Confiscation and the Role of the Adjudicating Authority

The Court held that confiscation is a civil consequence and does not amount to prosecution under the Benami Act. Confiscation and prosecution operate in distinct spheres and are governed by different procedures. Article 20(2) of the Constitution, which prohibits double jeopardy, is therefore not attracted.

On the question of procedure, the Court held that once a transaction is declared benami in judicial proceedings and that declaration attains finality, the property is liable to confiscation without the need to follow the procedure under Sections 24 to 26 of the Act before the Adjudicating Authority. The Adjudicating Authority cannot sit in appeal over a judicial determination. Prosecution under Chapter VII of the Act may thereafter proceed if not already initiated.

The Court also directed that trial courts, wherever any matter touching upon a benami transaction is pending, shall take up the issue as a preliminary issue and decide it at the earliest point of time. If a prima facie case is made out, the matter shall be transferred to the Adjudicating Authority or the Appellate Tribunal, as the case may be.

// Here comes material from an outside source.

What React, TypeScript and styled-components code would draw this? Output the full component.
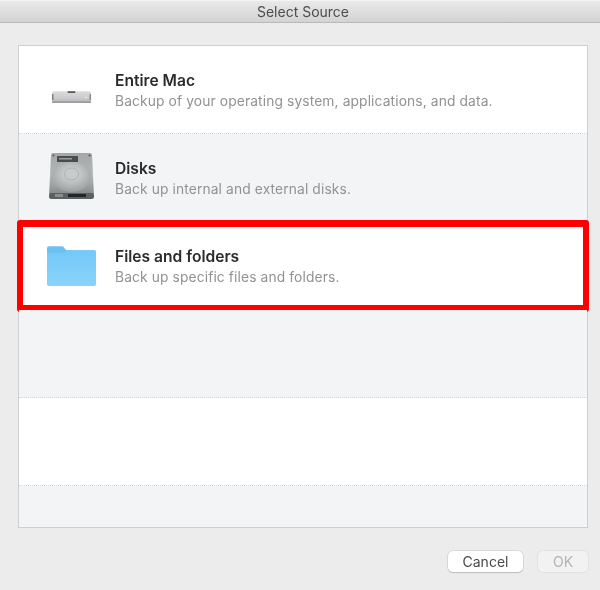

As for the appellants themselves, the Court held that although the plaint was liable to rejection, the appellants could not claim entitlement to the suit properties either. They had failed to establish that the properties were acquired from the independent funds of K. Raghunath. The properties were therefore liable to confiscation under Section 27 of the Benami Act.

Order

The Supreme Court set aside the High Court's judgment dated 22 February 2024 in R.F.A. No. 2216 of 2023. The trial court's order dated 30 October 2023 rejecting the plaint under Order VII Rule 11(a) and (d) CPC was restored. The Central Government was directed to appoint an Administrator and take over the suit schedule properties in accordance with law within eight weeks from the date of receipt of the judgment. The Court declared that no court shall entertain any claim in respect of the subject properties arising out of or founded upon the benami transaction. The Civil Appeal was disposed of with no order as to costs.